Em certos casos, Ana chegou mesmo a visitar “três ou quatro escolas técnico profissionais” como forma de contactar diretamente com os jovens que acabam de finalizar a sua especialização. Ana, admite, enervada: “Fantástico, são jovens que têm competências nesta área, vamos lhes dar uma oportunidade de trabalho, e onde é que eles estão? Não aparecem”. Para a vendedora, os jovens escolhem estes cursos não para obterem a formação, mas apenas porque “querem fazer um bypass ao 12.º ano sem passarem pela escola secundária clássica” e assim que “têm aquilo que queriam alcançar, o resto já não lhes interessa”. “Querem, no fundo, ter na mão um diploma, um canudo com o 12.º ano que na verdade não serve para nada ou para muito pouco, mas acham que essa habilitação lhes vai dar uma benesse que não existe neste país. Ocupam estes cursos técnicos profissionais e cá para fora não sai ninguém desse curso. Assim que as pessoas fazem o 12.º ano, aquilo que conseguiram alcançar já tem consigo e o resto não lhes interessa minimamente”
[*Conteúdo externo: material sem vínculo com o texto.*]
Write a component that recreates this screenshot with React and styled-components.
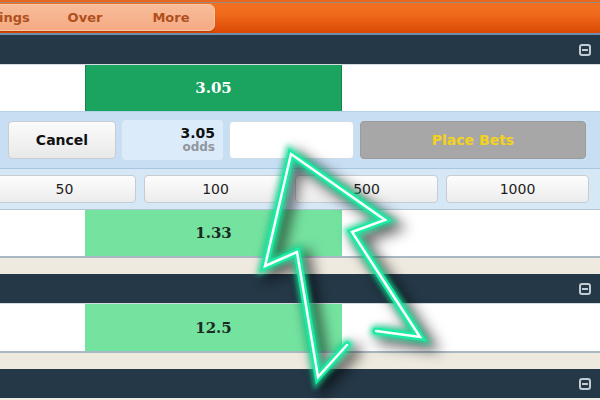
import styled, { createGlobalStyle } from "styled-components";

const GlobalStyle = createGlobalStyle`
  body {
    margin: 0;
    font-family: "DejaVu Sans", "Liberation Sans", sans-serif;
    overflow: hidden;
  }
`;

const Page = styled.div`
  position: relative;
  width: 600px;
  height: 400px;
  overflow: hidden;
  background: #f0ece2;
`;

const TopBar = styled.div`
  height: 35px;
  box-sizing: border-box;
  background: linear-gradient(#f26f22, #f06a1c 40%, #d94804);
  border-top: 2px solid #e9661f;
  box-shadow: inset 0 1px 0 #9a8a80;
  border-bottom: 2px solid #6f8eab;
  display: flex;
  align-items: center;
`;

const TabPill = styled.div`
  display: flex;
  margin-left: -60px;
  padding-left: 15px;
  height: 25px;
  background: linear-gradient(#f8bc99, #f4ab83);
  border: 1px solid #f9c7a8;
  border-radius: 0 6px 6px 0;
  box-shadow: 0 1px 1px rgba(120, 40, 0, 0.35);
`;

const Tab = styled.div`
  width: 86px;
  display: flex;
  align-items: center;
  justify-content: center;
  font-size: 13px;
  font-weight: bold;
  color: #b0501c;
`;

const SectionHeader = styled.div`
  height: 29px;
  background: #243847;
  display: flex;
  align-items: center;
  justify-content: flex-end;
  padding-right: 9px;
`;

const MinusIcon = styled.span`
  width: 12px;
  height: 12px;
  border: 2px solid #c4ccd3;
  border-radius: 3px;
  box-sizing: border-box;
  position: relative;
  &::after {
    content: "";
    position: absolute;
    left: 1px;
    right: 1px;
    top: 3px;
    height: 2px;
    background: #c4ccd3;
  }
`;

const OddsRow = styled.div`
  display: grid;
  grid-template-columns: 85px 257px 1fr;
  height: ${(p) => p.$height}px;
  background: #fff;
  border-top: ${(p) => (p.$top ? "1px solid #d3dbe1" : "none")};
  border-bottom: ${(p) => (p.$bottom ? "2px solid #aab8c3" : "none")};
`;

const OddsCell = styled.div`
  display: flex;
  align-items: center;
  justify-content: center;
  font-family: "DejaVu Serif", "Liberation Serif", serif;
  font-weight: bold;
  font-size: 15px;
  background: ${(p) => (p.$selected ? "#1aa45f" : "#74e3a0")};
  color: ${(p) => (p.$selected ? "#fff" : "#1b2a22")};
  border-left: 1px solid ${(p) => (p.$selected ? "#15854c" : "#74e3a0")};
  border-right: 1px solid ${(p) => (p.$selected ? "#15854c" : "#74e3a0")};
`;

const Spacer = styled.div`
  height: 16px;
  background: #eeeae0;
`;

const BetSlip = styled.div`
  height: 58px;
  box-sizing: border-box;
  background: #c8dff3;
  border-top: 1px solid #b6d0e8;
  border-bottom: 1px solid #a9c6e0;
  display: flex;
  align-items: center;
  gap: 6px;
  padding: 0 14px 0 8px;
`;

const Button = styled.button`
  height: 38px;
  border-radius: 4px;
  font-family: "DejaVu Sans", sans-serif;
  font-weight: bold;
  font-size: 14px;
  padding: 0;
`;

const CancelButton = styled(Button)`
  width: 108px;
  color: #111;
  background: linear-gradient(#fbfbfb, #e9e9e9);
  border: 1px solid #c9ccd0;
`;

const PlaceButton = styled(Button)`
  flex: 1;
  color: #f4d21c;
  background: #a7a7a7;
  border: 1px solid #9c9c9c;
`;

const OddsBox = styled.div`
  width: 101px;
  height: 40px;
  box-sizing: border-box;
  border-radius: 4px;
  background: #dcebf9;
  display: flex;
  flex-direction: column;
  align-items: flex-end;
  justify-content: center;
  padding-right: 8px;
  line-height: 1.15;
`;

const OddsValue = styled.span`
  font-weight: bold;
  font-size: 14px;
  color: #111;
`;

const OddsLabel = styled.span`
  font-weight: bold;
  font-size: 12px;
  color: #8f979e;
`;

const StakeInput = styled.div`
  width: 125px;
  height: 38px;
  background: #fff;
  border-radius: 4px;
  border: 1px solid #d0dce8;
  box-sizing: border-box;
`;

const StakeRow = styled.div`
  height: 41px;
  box-sizing: border-box;
  background: #d6e7f6;
  border-bottom: 1px solid #b2c5d5;
  display: grid;
  grid-template-columns: repeat(4, 143px);
  gap: 8px;
  align-items: center;
  margin-left: -7px;
  padding-right: 7px;
`;

const StakeButton = styled.button`
  height: 28px;
  border-radius: 4px;
  border: 1px solid #c6ccd2;
  background: linear-gradient(#fdfdfd, #ececec);
  font-family: "DejaVu Sans", sans-serif;
  font-size: 14px;
  color: #1d1d1d;
  padding: 0;
`;

const Overlay = styled.svg`
  position: absolute;
  left: 0;
  top: 0;
  pointer-events: none;
`;

const arrow =
  "347,345 318,377 297,252 265,266 291,154 385,220 352,232 420,337 376,331";

export default function App() {
  return (
    <Page>
      <GlobalStyle />
      <TopBar>
        <TabPill>
          <Tab>Settings</Tab>
          <Tab>Over</Tab>
          <Tab>More</Tab>
        </TabPill>
      </TopBar>
      <SectionHeader>
        <MinusIcon />
      </SectionHeader>
      <OddsRow $height={46} $top>
        <div />
        <OddsCell $selected>3.05</OddsCell>
        <div />
      </OddsRow>
      <BetSlip>
        <CancelButton>Cancel</CancelButton>
        <OddsBox>
          <OddsValue>3.05</OddsValue>
          <OddsLabel>odds</OddsLabel>
        </OddsBox>
        <StakeInput />
        <PlaceButton>Place Bets</PlaceButton>
      </BetSlip>
      <StakeRow>
        {[50, 100, 500, 1000].map((s) => (
          <StakeButton key={s}>{s}</StakeButton>
        ))}
      </StakeRow>
      <OddsRow $height={46} $bottom>
        <div />
        <OddsCell>1.33</OddsCell>
        <div />
      </OddsRow>
      <Spacer />
      <SectionHeader>
        <MinusIcon />
      </SectionHeader>
      <OddsRow $height={47} $top $bottom>
        <div />
        <OddsCell>12.5</OddsCell>
        <div />
      </OddsRow>
      <Spacer />
      <SectionHeader>
        <MinusIcon />
      </SectionHeader>

      <Overlay width="600" height="400">
        <defs>
          <filter id="shadow" x="-20%" y="-20%" width="140%" height="140%">
            <feGaussianBlur stdDeviation="7" />
          </filter>
          <filter id="glow" x="-20%" y="-20%" width="140%" height="140%">
            <feGaussianBlur stdDeviation="2.5" />
          </filter>
        </defs>
        <g fill="none" strokeLinejoin="miter" strokeLinecap="round">
          <polyline points={arrow} stroke="rgba(0,0,0,0.6)" strokeWidth="14" filter="url(#shadow)" transform="translate(7,6)" />
          <polyline points={arrow} stroke="#12e39a" strokeWidth="12" opacity="0.75" filter="url(#glow)" />
          <polyline points={arrow} stroke="#1beca4" strokeWidth="7" />
          <polyline points={arrow} stroke="#ffffff" strokeWidth="2.5" />
        </g>
      </Overlay>
    </Page>
  );
}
“Carimbe-me qualquer coisa da Segurança Social” No intervalo, entre os turnos a tratar de cortar e pentear cabelos, Ana conta que, além da dificuldade em encontrar quem preencha a vaga, as que aparecem para estar à experiência não querem trabalhar. A cabeleireira vê que “as pessoas não querem trabalhar, querem um emprego, mas não querem trabalhar. Desejam só ganhar dinheiro.  Sei que não aparece ninguém e não me digam que é falta de emprego. Estas pessoas querem é receber fundo de desemprego, subsídio disto e daquilo, portanto não vale a pena trabalhar”. Ana não é a única que defende que muitos dos desempregados preferem receber do fundo de desemprego e outros subsídios do que trabalhar. “É uma coisa que é lamentável. Faz-me imensa impressão, devo dizer que são jovens, alguns da idade dos meus filhos, outros mais velhos. É ver que as pessoas, atendendo à precariedade de vida, que todos nós estamos a ter, não se agarram a trabalhar, só querem é que  “carimbe aqui qualquer coisa da segurança social em como aqui estive”, confessa Anabela Geraldes em tom de desabafo. A vendedora conta que as poucas pessoas que se submetem à entrevista chegam mesmo a colocar muitos entraves. “As pessoas dão-me entraves do tipo ‘então, mas não posso levar o carro para casa?’ e eu digo, ‘Não, o senhor tem o carro para trabalhar, ao fim do dia deixa o carro aqui’. No dia seguinte, vem outra vez de transportes públicos. Nós também queremos que o recrutamento seja sempre feito numa área que seja próxima da nossa empresa, porque a vida é difícil para todos, não? Houve o caso de uma pessoa que me disse que só poderia vir para aqui se os pais a viessem buscar e levar”. Paulo Costa afirma que muitas das justificações que recebe também não têm “pés nem cabeça”, acrescentando ainda que compreende “que fica mais fácil estar no fundo desemprego e receber subsídios e por aí fora”.

Das poucas respostas que recebem, estes empregadores notam que é sempre de idades compreendidas na faixa etária dos 40 aos 55 anos de idade. No caso da vaga de vendedora para a empresa Ernesto e Alexandre, Lda, esse é precisamente o caso. “O que acontece é que as pessoas não só não respondem como respondem pessoas muito idosas, algumas com 70 e 80 anos […] que depois acabaram por marcar entrevista comigo, porque eu não refutei essa possibilidade. Estamos a falar de pessoas com experiências que não são de tirar da mão delas. Quer dizer, acho que é importante que elas venham até nós”. Ana conta ainda que tiveram mesmo de alargar “a fasquia etária para termos uma maior abrangência, porque eu sei que há muitas pessoas que ficaram desempregadas porque houve insolvências ou falências, e tudo isso. Começo a achar é que há gente com muito mais vontade de trabalhar na fasquia dos 45 ou 55 anos, porque o mercado de trabalho já começa a fechar-se para elas. E acho que até são pessoas com competências”.

Numa altura em que o Governo anuncia cada vez mais medidas de apoio, estes empregadores têm medo que as pessoas possam agarrar-se aos subsídios ao invés de se agarrarem ao trabalho.